There was no live TV of the actual landing--the TV picture came later, after the Lunar Module was on the surface. While the LM was descending to the surface, all we had were those funny "simulations" and Buzz Aldrin's voice, calling out numbers that I didn't understand. (They were forward and downward velocities in feet per second.) So the TV audience was flying blind, as it were. We had no idea how close they were to the Moon, or if they were going to be able to land at all.

But I still remember the big moment. One of the news commentators had told us about a 6-foot long probe extending from (at least) one of the legs of the Lunar Module. When that probe touched the Moon, he said, a "contact light" would go on in the cockpit.

My Mom and I sat in suspense, listening to the strange numbers coming back from the Moon. They were close, but how close? Would they be able to land? And then I heard Buzz say, "Contact light."

"Mom, he said 'contact light!' That means---"

"SHHHHHHHH!!!!"

And then, Neil's famous words from Tranquility Base.


I was born on that day

Happy Birthday, anonymous!


I remember...

I was nine years old, and my Dad had a part in the space program. He was a government inspector at Allison in Indianapolis, where the fuel tanks for the Command Module and the LEM were built out of titanium. A number of times I heard him describe what a chore it was to make those things, subject them to tests and inspections, and then argue about whether they were good enough.
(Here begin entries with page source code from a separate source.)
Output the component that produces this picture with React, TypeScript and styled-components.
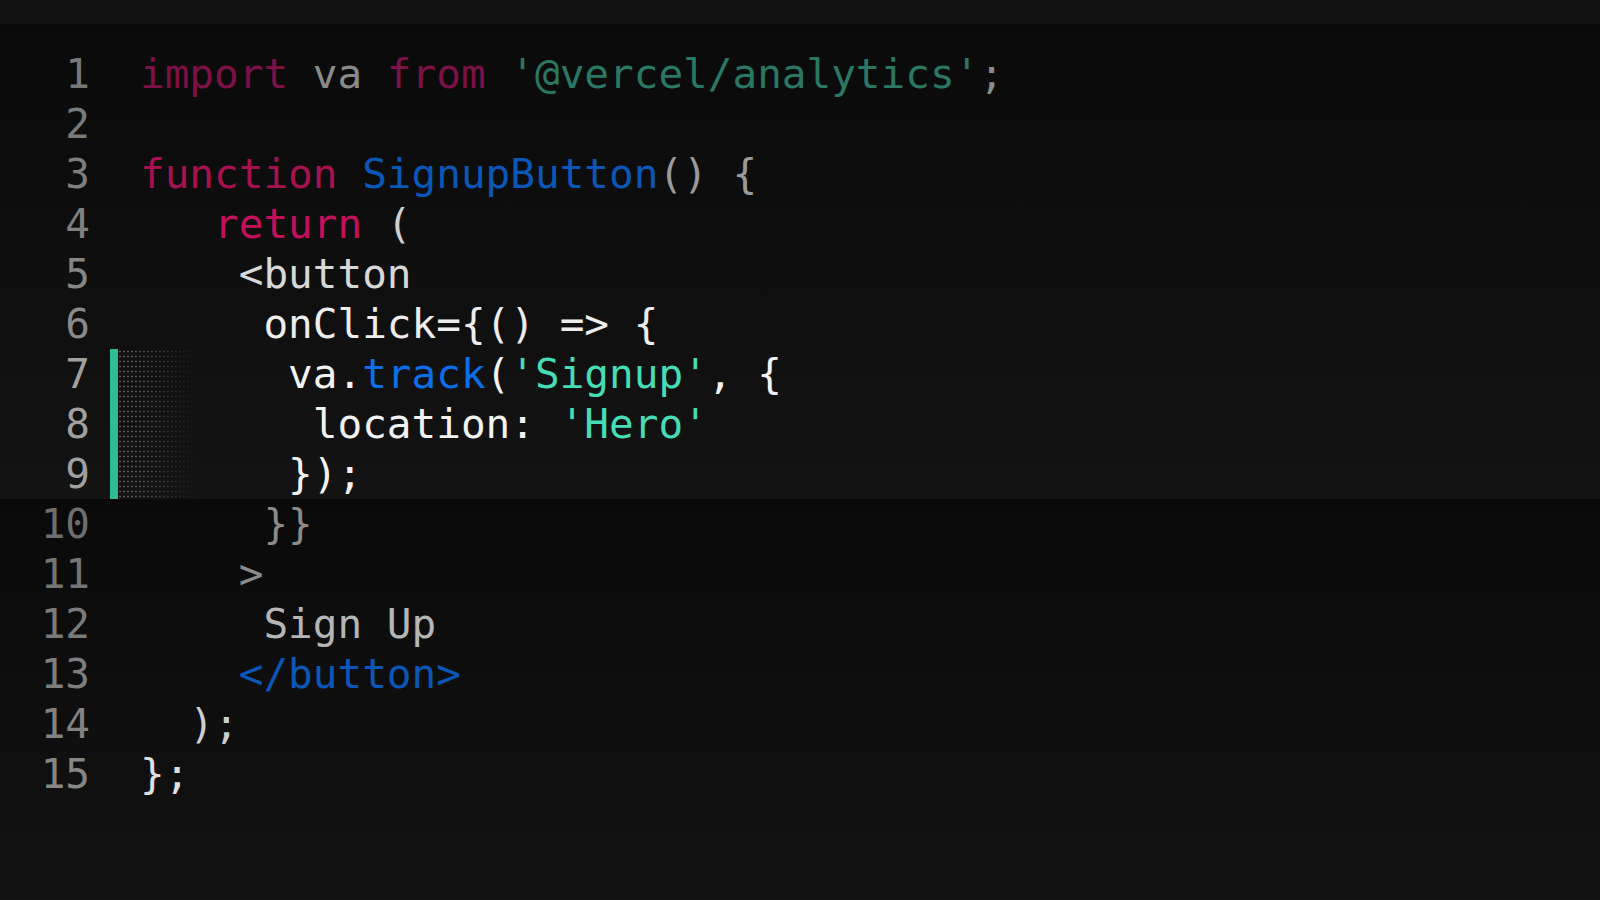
import React from "react";
import styled, { createGlobalStyle } from "styled-components";

const Global = createGlobalStyle`
  html, body { margin: 0; padding: 0; background: #0a0a0a; }
  body { width: 1600px; height: 900px; overflow: hidden; }
`;

const Page = styled.div`
  display: flex;
  flex-direction: column;
  width: 1600px;
  height: 900px;
  font-family: "DejaVu Sans Mono", "Liberation Mono", monospace;
  font-size: 41px;
`;

const TopBar = styled.div`
  flex: none;
  height: 24px;
  background: #121212;
`;

const SectionA = styled.section`
  flex: none;
  padding-top: 25px;
  background: linear-gradient(#0a0a0a, #131313);
`;

const SectionB = styled.section`
  flex: 1;
  background: linear-gradient(#0a0a0a, #121212);
`;

const Focus = styled.div`
  position: relative;
  &::before {
    content: "";
    position: absolute;
    left: 118px;
    top: 0;
    bottom: 0;
    width: 78px;
    background-image: radial-gradient(circle, rgba(255, 255, 255, 0.3) 0.8px, transparent 1.2px);
    background-size: 4px 5px;
    -webkit-mask-image: linear-gradient(to right, #000 20%, transparent);
    mask-image: linear-gradient(to right, #000 20%, transparent);
    pointer-events: none;
  }
`;

const Row = styled.div`
  display: flex;
  align-items: stretch;
  height: 50px;
  line-height: 50px;
`;

const LineNo = styled.span<{ $c: string }>`
  width: 90px;
  text-align: right;
  color: ${(p) => p.$c};
  flex: none;
`;

const Marker = styled.span<{ $on?: boolean }>`
  flex: none;
  width: 8px;
  margin-left: 20px;
  background: ${(p) => (p.$on ? "#2fbb96" : "transparent")};
`;

const Code = styled.code`
  padding-left: 22px;
  white-space: pre;
  font-family: inherit;
  font-size: inherit;
  position: relative;
`;

const Tok = styled.span<{ $c: string }>`
  color: ${(p) => p.$c};
`;

type T = [string, string];
type Line = { n: number; num: string; toks: T[] };

const PINK1 = "#7c1147";
const PINK3 = "#a8104f";
const PINK4 = "#c4105a";
const BLUE_DIM = "#0b57b8";
const BLUE = "#0a6fe8";
const TEAL_DIM = "#2a7763";
const TEAL = "#45dcb6";

const top: Line[] = [
  {
    n: 1,
    num: "#777777",
    toks: [
      ["import", PINK1],
      [" va ", "#8a8a8a"],
      ["from", PINK1],
      [" ", "#8a8a8a"],
      ["'@vercel/analytics'", TEAL_DIM],
      [";", "#8a8a8a"],
    ],
  },
  { n: 2, num: "#7a7a7a", toks: [] },
  {
    n: 3,
    num: "#7d7d7d",
    toks: [
      ["function", PINK3],
      [" ", "#9a9a9a"],
      ["SignupButton", BLUE_DIM],
      ["() {", "#9a9a9a"],
    ],
  },
  { n: 4, num: "#808080", toks: [["   ", "#ccc"], ["return", PINK4], [" (", "#cfcfcf"]] },
  { n: 5, num: "#858585", toks: [["    <button", "#d8d8d8"]] },
  { n: 6, num: "#8a8a8a", toks: [["     onClick={() => {", "#ededed"]] },
];

const focus: Line[] = [
  {
    n: 7,
    num: "#a0a0a0",
    toks: [
      ["      va.", "#f2f2f2"],
      ["track", BLUE],
      ["(", "#f2f2f2"],
      ["'Signup'", TEAL],
      [", {", "#f2f2f2"],
    ],
  },
  {
    n: 8,
    num: "#a0a0a0",
    toks: [
      ["       location: ", "#f2f2f2"],
      ["'Hero'", TEAL],
    ],
  },
  { n: 9, num: "#a0a0a0", toks: [["      });", "#f2f2f2"]] },
];

const bottom: Line[] = [
  { n: 10, num: "#6e6e6e", toks: [["     }}", "#8a8a8a"]] },
  { n: 11, num: "#747474", toks: [["    >", "#8a8a8a"]] },
  { n: 12, num: "#7a7a7a", toks: [["     Sign Up", "#b5b5b5"]] },
  { n: 13, num: "#7e7e7e", toks: [["    </button>", BLUE_DIM]] },
  { n: 14, num: "#828282", toks: [["  );", "#cfcfcf"]] },
  { n: 15, num: "#868686", toks: [["};", "#e0e0e0"]] },
];

function CodeRow({ line, on }: { line: Line; on?: boolean }) {
  return (
    <Row>
      <LineNo $c={line.num}>{line.n}</LineNo>
      <Marker $on={on} />
      <Code>
        {line.toks.map(([t, c], i) => (
          <Tok key={i} $c={c}>
            {t}
          </Tok>
        ))}
      </Code>
    </Row>
  );
}

export default function App() {
  return (
    <Page>
      <Global />
      <TopBar />
      <SectionA>
        {top.map((l) => (
          <CodeRow key={l.n} line={l} />
        ))}
        <Focus>
          {focus.map((l) => (
            <CodeRow key={l.n} line={l} on />
          ))}
        </Focus>
      </SectionA>
      <SectionB>
        {bottom.map((l) => (
          <CodeRow key={l.n} line={l} />
        ))}
      </SectionB>
    </Page>
  );
}
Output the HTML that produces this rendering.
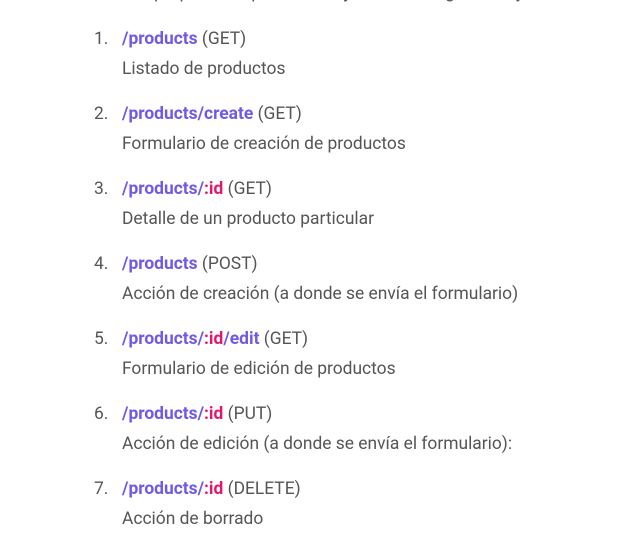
<!DOCTYPE html>
<html><head><meta charset="utf-8"><style>
html,body{margin:0;padding:0;background:#fff;width:621px;height:536px;overflow:hidden}
body{font-family:"Roboto","Liberation Sans",Arial,sans-serif;font-size:17.4px;color:#555;position:relative}
.top{position:absolute;left:122px;top:-22px;line-height:30px;white-space:nowrap}
.it{position:absolute;left:0;width:621px;line-height:30px}
.n{position:absolute;left:94px;top:0}
.l{position:absolute;left:122px;white-space:nowrap}
.l1{top:0}.l2{top:30px}
b{font-weight:bold;color:#6f5ae6}
b i{font-style:normal;color:#e3166f}
</style></head><body>
<div class="top">Las propuestas que se manejan son las siguientes y</div>
<div class="it" style="top:24px"><span class="n">1.</span><span class="l l1"><b>/products</b> (GET)</span><span class="l l2">Listado de productos</span></div>
<div class="it" style="top:99px"><span class="n">2.</span><span class="l l1"><b>/products/create</b> (GET)</span><span class="l l2">Formulario de creación de productos</span></div>
<div class="it" style="top:174px"><span class="n">3.</span><span class="l l1"><b>/products/<i>:id</i></b> (GET)</span><span class="l l2">Detalle de un producto particular</span></div>
<div class="it" style="top:249px"><span class="n">4.</span><span class="l l1"><b>/products</b> (POST)</span><span class="l l2">Acción de creación (a donde se envía el formulario)</span></div>
<div class="it" style="top:324px"><span class="n">5.</span><span class="l l1"><b>/products/<i>:id</i>/edit</b> (GET)</span><span class="l l2">Formulario de edición de productos</span></div>
<div class="it" style="top:399px"><span class="n">6.</span><span class="l l1"><b>/products/<i>:id</i></b> (PUT)</span><span class="l l2">Acción de edición (a donde se envía el formulario):</span></div>
<div class="it" style="top:474px"><span class="n">7.</span><span class="l l1"><b>/products/<i>:id</i></b> (DELETE)</span><span class="l l2">Acción de borrado</span></div>
</body></html>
I built all the Apollo models, especially the Command Module and the LEM (I had several of each in different scales).

I remember sitting on our old couch and watching the landing on black and white TV. I can't remember anything else specifically about being nine years old, but I remember building those models and watching the lift offs, and finally THE LANDING.

Yes, it is sad we have not been back.

Eric


Moon landing

I was driving from Kingman, Arizona to my parents house in Phoenix. I knew the landing was imminent, and I worried I wasn't going to get there in time. Only speeding just a little, I got home in time to find my family huddled around the tv. The Highway Patrolman walked in moments later, and we all shared the moment.